To celebrate New Zealand Music Month entertainment reporter Adriana Weber spoke to five local musicians and bands about their careers.
Lukas Wharekura, 18, Forrest Thorp, 18, Liam Rolfe, 18, Oliver Prendergast, 18, and Shaun Loper, 18, who form band Strangely Arousing
Tell us a bit about your music career.
Forrest: We have been together for almost five years now. We started playing for the group performance aspect of NCEA Level 1 and moved on to play the school talent quests and enter and win Pacifica Beats 2013.
What first motivated you to get involved with music?
Forrest: Taking music as an option at high school was a huge motivator and what got us together, but also all of our families have been huge supporters of our aspiring careers in the music industry.
What has been the highlight of your career so far?
Forrest: Opening Raggamuffin 2014, it was an incredible opportunity, beyond words. Meeting Damien Marley afterwards was a huge honour.
What was the most embarrassing moment you have had on stage or behind the scenes?
Oliver: At the Pacifica Beats national final everything went wrong; my trumpet was malfunctioning, unable to hit certain notes, Shaun was vomiting and almost passing out on stage ... Lukas started our first song in the wrong key and then broke a string before the second song. However, Liam managed to throw his trombone in the air and catch it, so some things turned out okay.
What does New Zealand Music Month mean to you?
Oliver: It is a huge motivator for the population of New Zealand to get behind homegrown music which is so important for us and where we intend to go. It is amazing the support we receive during this month as well as every other month throughout the year.
Why is it important to celebrate home-grown artists?
Forrest: It is immensely important.

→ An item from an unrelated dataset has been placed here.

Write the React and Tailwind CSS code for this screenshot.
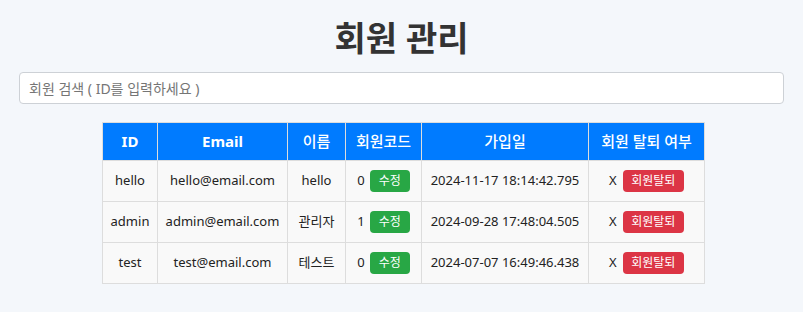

Without our support, they are without a job. If we don't back home-grown artists, the New Zealand music industry will diminish very quickly, as sad as that is.
What is the best thing about coming from Rotorua?
Forrest: It is such a small community. My dad, David Thorp, who owns and manages McLeods Booksellers, knows almost everyone in town. It's great because ever since we left home to study in Auckland, whenever we come back we get amazing support, people in the streets actually know who we are. We did a photo shoot with Hannah Rolfe in a park on Utuhina Rd and a passerby came down with her kids and asked if we were playing anywhere in the next couple of days then helped us pack up our gear. It was awesome.
What advice would you give to aspiring musicians?
Forrest: Keep going at it, take any opportunites and stick with your mates and stay true to them. There's nothing worse than having to replace a member that you've became tight with over weeks of practice.
What are your aspirations for the future?
Keep working hard, and bringing our best to everywhere we perform. Hopefully land some semi-regular gigs in pubs and bars around Auckland whilst looking for opportunities to grow our fanbase here in Auckland and grow as a band.